WHEN Michael O’Leary said last week that Europe will “catch up” and enable restrictions-free travel by June, he perhaps underestimated how much catching-up needs to be done, regardless of an anticipated avalanche of Johnson & Johnson vaccines.
In England, every available site and means have seemingly been pressed into action.
During an Easter Sunday chat with my sister in England, I mentioned having seen the image of a church being used.
“Oh, that was probably Westminster Abbey.” “Not any old church then,“ I replied. High street chemists are administering vaccines, and they are to now be one point of delivery for free rapid flow tests.
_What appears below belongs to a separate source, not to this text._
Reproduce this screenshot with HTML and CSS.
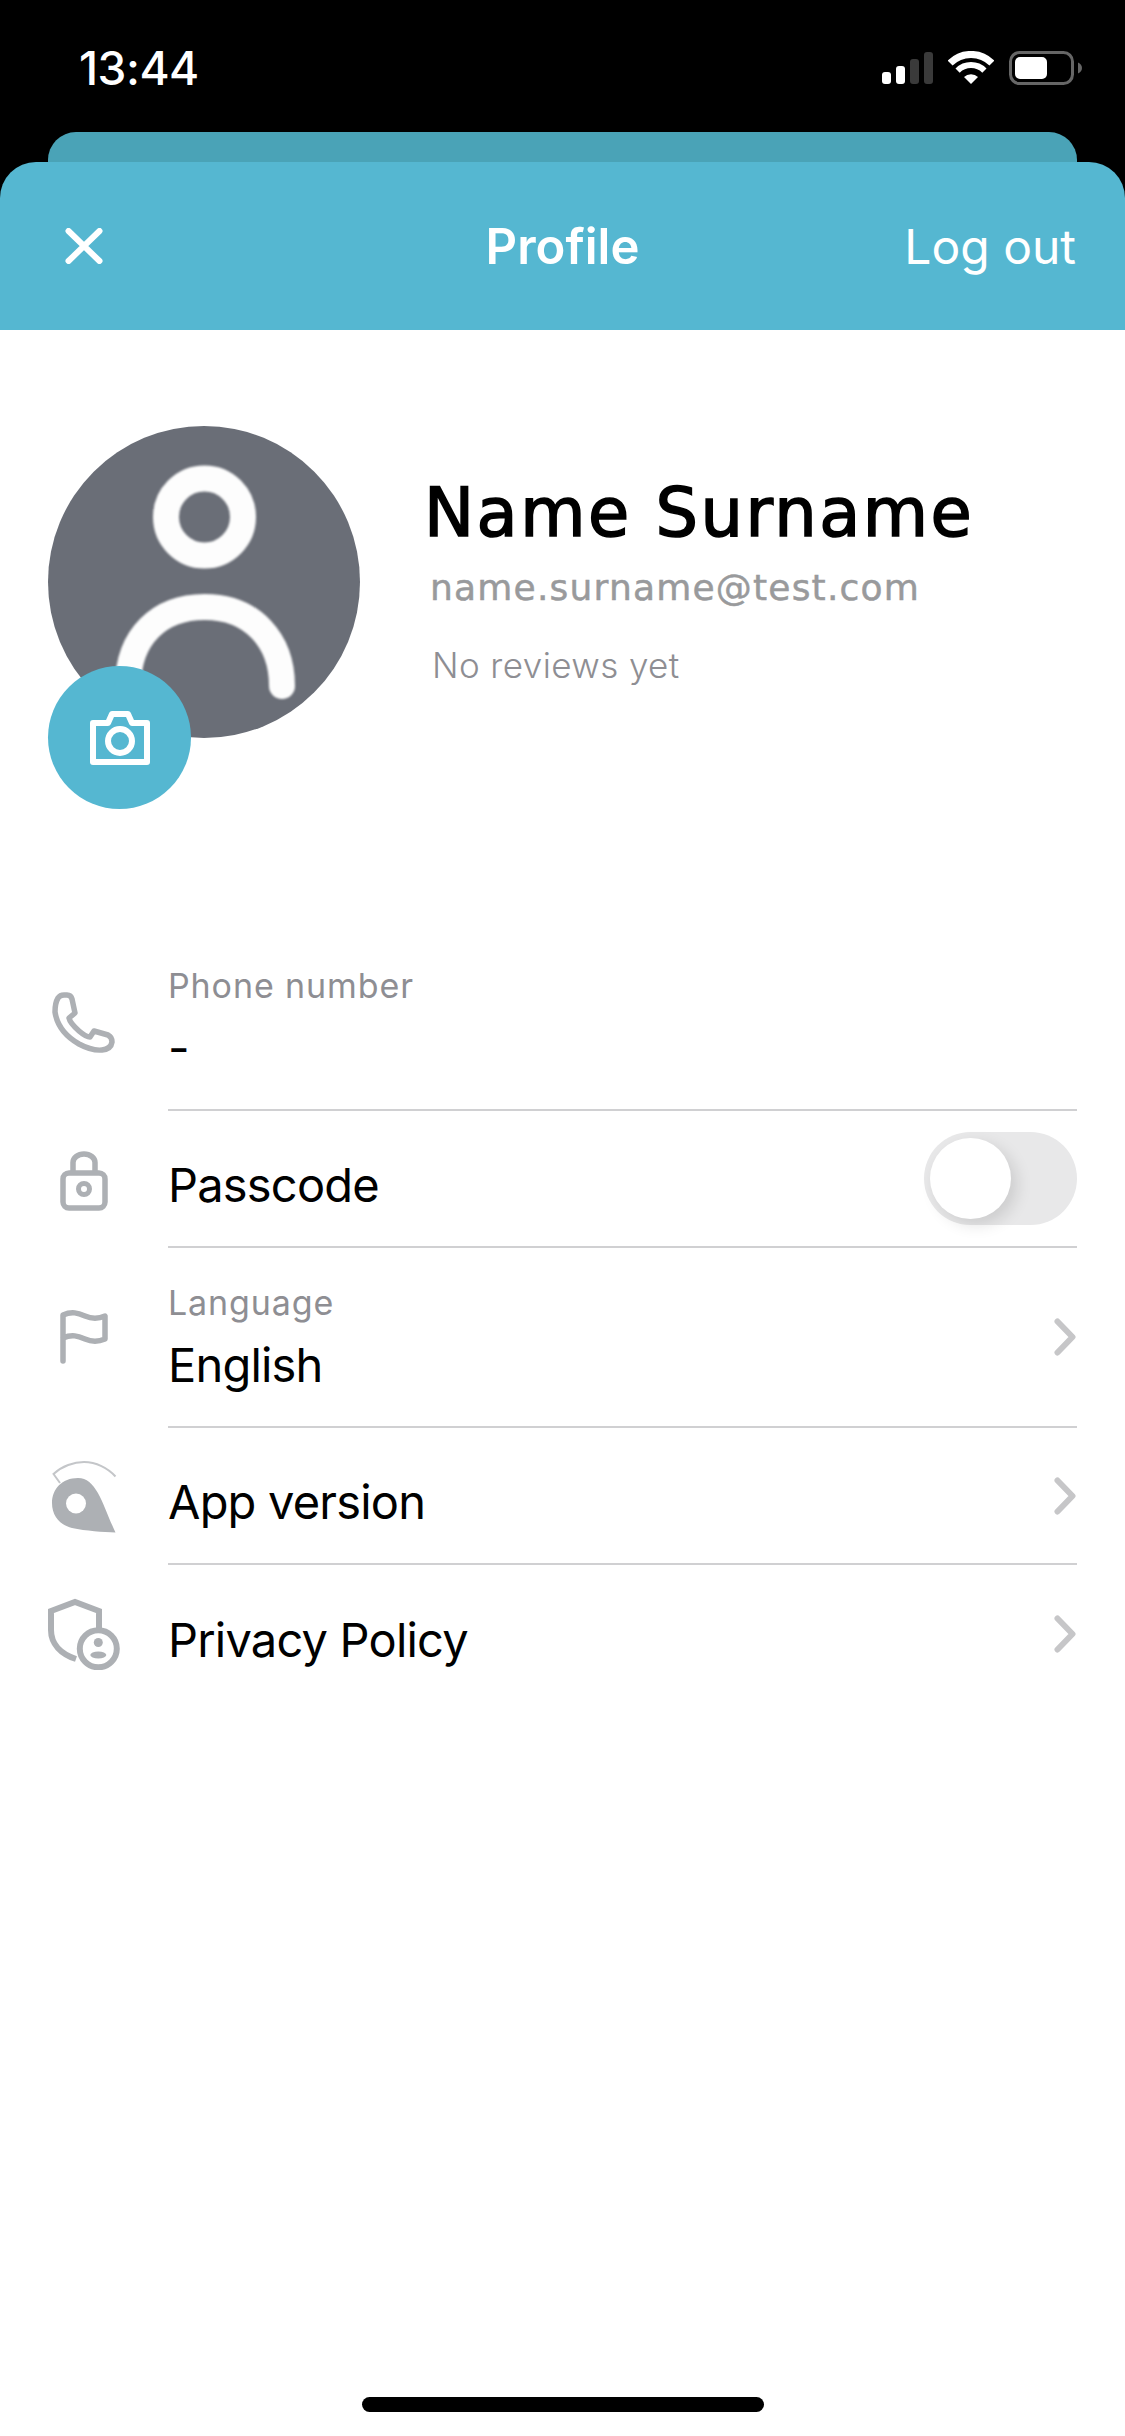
FILE: index.html
```html
<!DOCTYPE html>
<html lang="en">
<head>
    <meta charset="UTF-8">
    <meta name="viewport" content="width=device-width, initial-scale=1.0">
    <title>Profile</title>
    <link rel="stylesheet" href="styles.css">
</head>
<body>

    <div class="page">
        <div class="top">
            <div class="status-bar">
                <span class="time">13:44</span>
                <div class="status-icons">
                    <svg width="51" height="32" viewBox="0 0 51 32">
                        <rect x="0" y="20" width="9" height="12" rx="3" fill="#fff"/>
                        <rect x="14" y="14" width="9" height="18" rx="3" fill="#fff"/>
                        <rect x="28" y="7" width="9" height="25" rx="3" fill="#3a3a3a"/>
                        <rect x="42" y="0" width="9" height="32" rx="3" fill="#3a3a3a"/>
                    </svg>
                    <svg width="46" height="34" viewBox="0 0 46 34" fill="none" stroke="#fff">
                        <path d="M2.100 12.100A29.500 29.500 0 0 1 43.900 12.100" stroke-width="7"/>
                        <path d="M9.600 19.600A19 19 0 0 1 36.400 19.600" stroke-width="6"/>
                        <path d="M23 33L16 26A10 10 0 0 1 30 26Z" fill="#fff" stroke="none"/>
                    </svg>
                    <svg width="73" height="34" viewBox="0 0 73 34">
                        <rect x="1.500" y="1.500" width="62" height="31" rx="9" fill="none" stroke="#666" stroke-width="3"/>
                        <rect x="6" y="6" width="32" height="22" rx="5" fill="#fff"/>
                        <path d="M69 11.500C71.500 12.500 73 14.500 73 17C73 19.500 71.500 21.500 69 22.500Z" fill="#666"/>
                    </svg>
                </div>
            </div>
            <div class="sheet-back"></div>
            <div class="header">
                <svg class="close-icon" width="38" height="36" viewBox="0 0 38 36">
                    <path d="M3.500 3L34.500 33M34.500 3L3.500 33" stroke="#fff" stroke-width="6" stroke-linecap="round"/>
                </svg>
                <h1>Profile</h1>
                <span class="logout">Log out</span>
            </div>
        </div>

        <div class="profile">
            <div class="avatar">
                <svg width="312" height="312" viewBox="0 0 312 312" fill="none" stroke="#fdfdfd" stroke-width="26" stroke-linecap="round">
                    <circle cx="156.500" cy="91" r="38.500"/>
                    <path d="M80 260C80 210 112 181 156.500 181C205 181 234 215 234 260"/>
                </svg>
                <div class="camera">
                    <svg width="60" height="54" viewBox="0 0 60 54" fill="none" stroke="#fff" stroke-width="6" stroke-linejoin="round">
                        <path d="M3 12H18L22 3H38L42 12H57V51H3Z"/>
                        <circle cx="30" cy="30" r="12"/>
                    </svg>
                </div>
            </div>
            <div class="user-info">
                <div class="user-name">Name Surname</div>
                <div class="user-email">name.surname@test.com</div>
                <div class="user-reviews">No reviews yet</div>
            </div>
        </div>

        <div class="settings">
            <div class="row row-phone">
                <svg class="row-icon" width="72" height="72" viewBox="0 0 72 72" fill="none" stroke="#adb0b4" stroke-width="5.500" stroke-linejoin="round">
                    <path d="M10 8Q12 5 16 5H19Q23 5 24 9L27 23L21 28Q22 33 31 41Q38 47 42 47L46 41L60 45Q64 47 64 52Q63 59 54 60Q44 61 31 54Q10 42 7 22Q7 13 10 8Z"/>
                </svg>
                <div class="row-body">
                    <div class="row-text">
                        <div class="row-label">Phone number</div>
                        <div class="row-value">-</div>
                    </div>
                </div>
            </div>
            <div class="row">
                <svg class="row-icon" width="72" height="72" viewBox="0 0 72 72" fill="none" stroke="#adb0b4" stroke-width="5.500">
                    <rect x="15" y="29" width="42" height="35" rx="6"/>
                    <path d="M25 29V18.500a11 8.500 0 0 1 22 0V29"/>
                    <circle cx="36" cy="45" r="5.500" stroke-width="5"/>
                </svg>
                <div class="row-body">
                    <div class="row-value">Passcode</div>
                    <div class="toggle"><div class="knob"></div></div>
                </div>
            </div>
            <div class="row row-language">
                <svg class="row-icon" width="72" height="72" viewBox="0 0 72 72" fill="none" stroke="#adb0b4" stroke-width="5.500" stroke-linecap="round" stroke-linejoin="round">
                    <path d="M15 59V13C24 9 30 11 37 14C44 17 50 17 57 14V37C50 40 44 40 37 37C30 34 24 32 15 36"/>
                </svg>
                <div class="row-body">
                    <div class="row-text">
                        <div class="row-label">Language</div>
                        <div class="row-value">English</div>
                    </div>
                    <svg class="chevron" width="22" height="38" viewBox="0 0 22 38">
                        <path d="M3.500 3.500L18.500 19L3.500 34.500" fill="none" stroke="#c6c6c8" stroke-width="6" stroke-linecap="round" stroke-linejoin="round"/>
                    </svg>
                </div>
            </div>
            <div class="row">
                <svg class="row-icon" width="72" height="72" viewBox="0 0 72 72">
                    <path d="M67.500 71.500C55 45 49 17 30 17C14 17 4 28 4 42C4 55 12 64 24 67C38 70 55 71 67.500 71.500Z" fill="#adb0b4"/>
                    <circle cx="28" cy="42.500" r="10" fill="#fff"/>
                    <path d="M12 22L5.500 13C14 5 26 1 36 1C48 1 60 7 67.500 15.500" fill="none" stroke="#c4c6c9" stroke-width="2"/>
                </svg>
                <div class="row-body">
                    <div class="row-value">App version</div>
                    <svg class="chevron" width="22" height="38" viewBox="0 0 22 38">
                        <path d="M3.500 3.500L18.500 19L3.500 34.500" fill="none" stroke="#c6c6c8" stroke-width="6" stroke-linecap="round" stroke-linejoin="round"/>
                    </svg>
                </div>
            </div>
            <div class="row row-last">
                <svg class="row-icon" width="72" height="72" viewBox="0 0 72 72" fill="none" stroke="#adb0b4" stroke-width="6">
                    <path d="M51 30V13L27 4L3 13V32C3 46 13 56 28 61"/>
                    <circle cx="50.300" cy="50.800" r="18.500" fill="#fff"/>
                    <circle cx="50.300" cy="44.500" r="4.500" fill="#adb0b4" stroke="none"/>
                    <ellipse cx="50.300" cy="57" rx="8" ry="3.500" fill="#adb0b4" stroke="none"/>
                </svg>
                <div class="row-body">
                    <div class="row-value">Privacy Policy</div>
                    <svg class="chevron" width="22" height="38" viewBox="0 0 22 38">
                        <path d="M3.500 3.500L18.500 19L3.500 34.500" fill="none" stroke="#c6c6c8" stroke-width="6" stroke-linecap="round" stroke-linejoin="round"/>
                    </svg>
                </div>
            </div>
        </div>

        <div class="home-bar"></div>
    </div>

</body>
</html>
```

FILE: styles.css
```css
body {
    margin: 0;
    padding: 0;
    background-color: #fff;
    font-family: 'Inter', 'Liberation Sans', sans-serif;
}
.page {
    display: flex;
    flex-direction: column;
    height: 2436px;
    overflow: hidden;
}
.top {
    background-color: #000;
}
.status-bar {
    display: flex;
    justify-content: space-between;
    align-items: center;
    height: 132px;
    padding: 0 43px 0 79px;
    box-sizing: border-box;
}
.time {
    color: #fff;
    font-size: 46px;
    font-weight: 500;
    letter-spacing: -0.5px;
    margin-top: 4px;
}
.status-icons {
    display: flex;
    align-items: center;
    gap: 15px;
    margin-top: 4px;
}
.sheet-back {
    height: 30px;
    margin: 0 48px;
    background-color: #4aa3b7;
    border-radius: 28px 28px 0 0;
}
.header {
    display: flex;
    align-items: center;
    justify-content: space-between;
    position: relative;
    height: 168px;
    padding: 0 49px 0 65px;
    background-color: #55b7d1;
    border-radius: 36px 36px 0 0;
    color: #fff;
}
.header h1 {
    position: absolute;
    left: 0;
    right: 0;
    margin: 0;
    text-align: center;
    font-size: 49px;
    font-weight: 600;
}
.logout {
    font-size: 48px;
    font-weight: 400;
}
.profile {
    display: flex;
    padding: 96px 0 0 48px;
    height: 514px;
}
.avatar {
    position: relative;
    flex-shrink: 0;
    width: 312px;
    height: 312px;
    border-radius: 50%;
    background-color: #6a6e77;
}
.avatar > svg {
    display: block;
    filter: blur(1px);
}
.camera {
    position: absolute;
    left: 0;
    top: 240px;
    display: flex;
    align-items: center;
    justify-content: center;
    width: 143px;
    height: 143px;
    border-radius: 50%;
    background-color: #55b7d1;
}
.user-info {
    margin-left: 64px;
    padding-top: 43px;
}
.user-name {
    font-family: 'DejaVu Sans', sans-serif;
    font-size: 67px;
    line-height: 88px;
    letter-spacing: 2.5px;
    color: #000;
    -webkit-text-stroke: 1.6px #000;
}
.user-email {
    font-family: 'DejaVu Sans', sans-serif;
    font-size: 36px;
    line-height: 44px;
    letter-spacing: 1.2px;
    color: #999a9c;
    margin-left: 6px;
    margin-top: 9px;
    -webkit-text-stroke: 0.5px #999a9c;
}
.user-reviews {
    font-size: 35px;
    font-weight: 300;
    line-height: 44px;
    letter-spacing: 0.4px;
    color: #8e8e93;
    margin-left: 8px;
    margin-top: 33px;
}
.settings {
    display: flex;
    flex-direction: column;
}
.row {
    display: flex;
    align-items: stretch;
    padding: 0 48px;
    height: 137px;
}
.row-phone {
    height: 171px;
}
.row-language {
    height: 180px;
}
.row-icon {
    align-self: center;
    flex-shrink: 0;
    margin-right: 48px;
}
.row-body {
    flex: 1;
    display: flex;
    align-items: center;
    justify-content: space-between;
    border-bottom: 2px solid #d0d0d2;
}
.row-last .row-body {
    border-bottom: none;
}
.row-label {
    font-size: 34px;
    line-height: 42px;
    letter-spacing: 0.9px;
    color: #8e8e93;
}
.row-value {
    font-size: 47px;
    line-height: 58px;
    letter-spacing: -0.8px;
    color: #000;
}
.row-body > .row-value {
    margin-top: 12px;
}
.row-text .row-value {
    margin-top: 12px;
}
.row-phone .row-text {
    padding-bottom: 8px;
}
.row-language .row-text {
    padding-top: 2px;
}
.toggle {
    width: 153px;
    height: 93px;
    border-radius: 47px;
    background-color: #e8e8e9;
    padding: 6px;
    box-sizing: border-box;
}
.knob {
    width: 81px;
    height: 81px;
    border-radius: 50%;
    background-color: #fff;
    box-shadow: 6px 6px 16px rgba(0, 0, 0, 0.12);
}
.chevron {
    margin-right: 1px;
}
.home-bar {
    width: 402px;
    height: 15px;
    margin: auto auto 24px;
    border-radius: 8px;
    background-color: #000;
}
```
Some have criticised this as being a waste of money, with the potential for false positives. Perhaps, but it is nevertheless an indication of where England is at.
The Balearic government is doing its best.
There have only been so many doses, reliant as the government is on the EU and Madrid.
We all know how slow the process has been, but we are also aware of how much quicker it could be.
It has been reported that Mallorca’s hoteliers offered to provide forty million euros to purchase vaccines and to operate a genuinely rapid vaccination programme through the private health sector.
The offer came to nothing. This week, the government can hail the arrival of just short of 50,000 doses - a “record” number - and it will be opening a fourth vaccination site in Mallorca. No mobile services, no pharmacies, no churches; they wouldn’t be needed.